Люсьен сделал еще один большой глоток и теперь рассматривал на свет плескавшуюся в стакане светло-коричневую жидкость с кубиками льда.
— Ты сказал, что поможешь мне. Видит Бог, ты мне действительно задолжал. Сколько я устроил тебе разводов?
— Три. И я все три раза вынужден был прилюдно полоскать свое грязное белье.
— Сам виноват. Развод такое дело: либо ты уступаешь, либо все твои привычки детально обсуждаются открытым слушанием.
— Так оно и было, я помню.
— А скольких клиентов, вернее, пациентов, я направил к тебе за все эти годы?
— Не так уж и много для того, чтобы я мог расплатиться с алиментами.
— А помнишь тот случай нарушения врачебной этики, когда курс лечения, который ты назначил одной леди, заключался в еженедельном катании вместе с тобой по медицинской кушетке? Твоя больная тогда еще отказалась от защиты, и тебе пришлось звонить своему другу Люсьену, который уладил все за какие-то гроши и не допустил дело до суда.
— Свидетелей никаких не было.
— Кроме самой леди. А папки в суде, полные заявлений твоих бывших жен, требовавших развода по причине постоянных измен мужа?
— Доказать они ничего не могли.
— Им не дали возможности. Нам обоим, помнишь, пришлось ради этого постараться.
— Хорошо, довольно, довольно. Я же сказал, что помогу. Я должен буду представлять какие-нибудь собственные документы, регалии?
— Ты что, вояка, что ли?
— Нет. Просто когда начинаю думать о судебном присутствии, я нервничаю.

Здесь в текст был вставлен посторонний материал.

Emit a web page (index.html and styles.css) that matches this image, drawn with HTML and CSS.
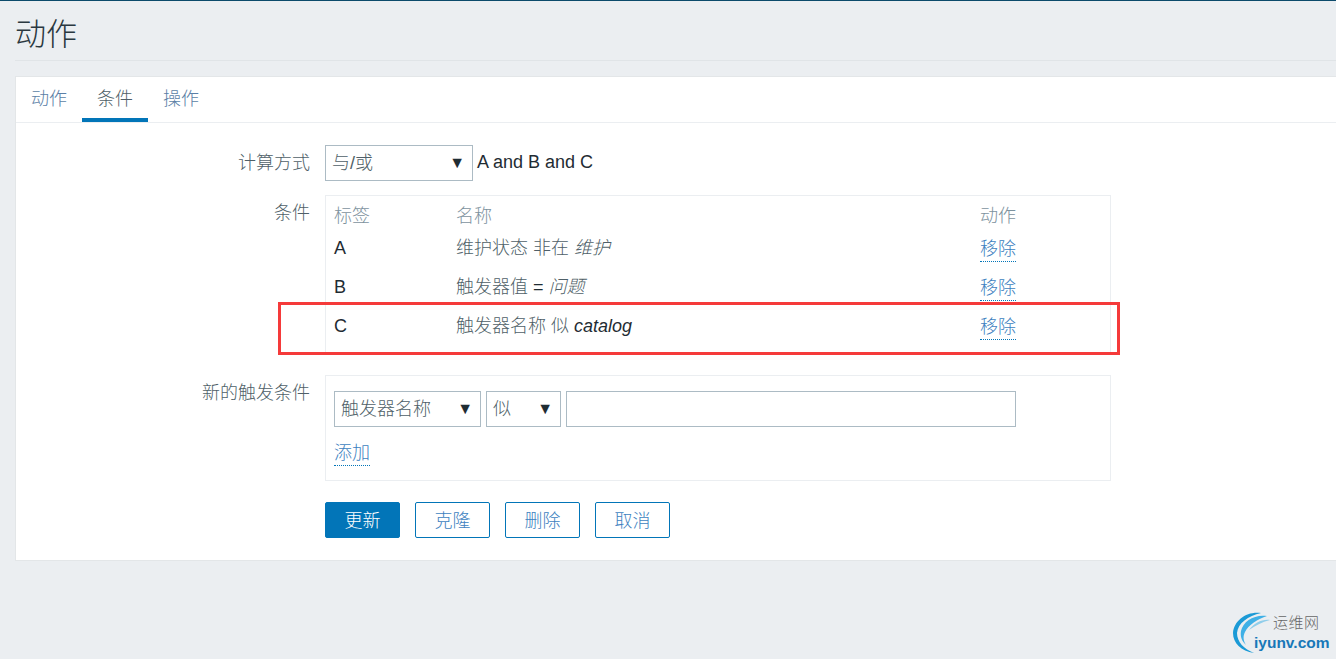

— Твой престиж и так достаточно высок. Тебя и раньше квалифицировали в качестве свидетеля-эксперта. Не переживай.
— А как насчет этого? — Он выразительно приподнял свой стакан с виски.
— Ну, конечно, тебе не стоит пить так много, — ханжеским голосом ответил Люсьен.
Едва не выронив стакан, Басс зашелся хохотом. Вывалившись из кресла, он скатился к самому краю крыльца, хватаясь руками за живот и содрогаясь от смеха.
— Ты напился, — заметил Люсьен и отправился за новой бутылкой.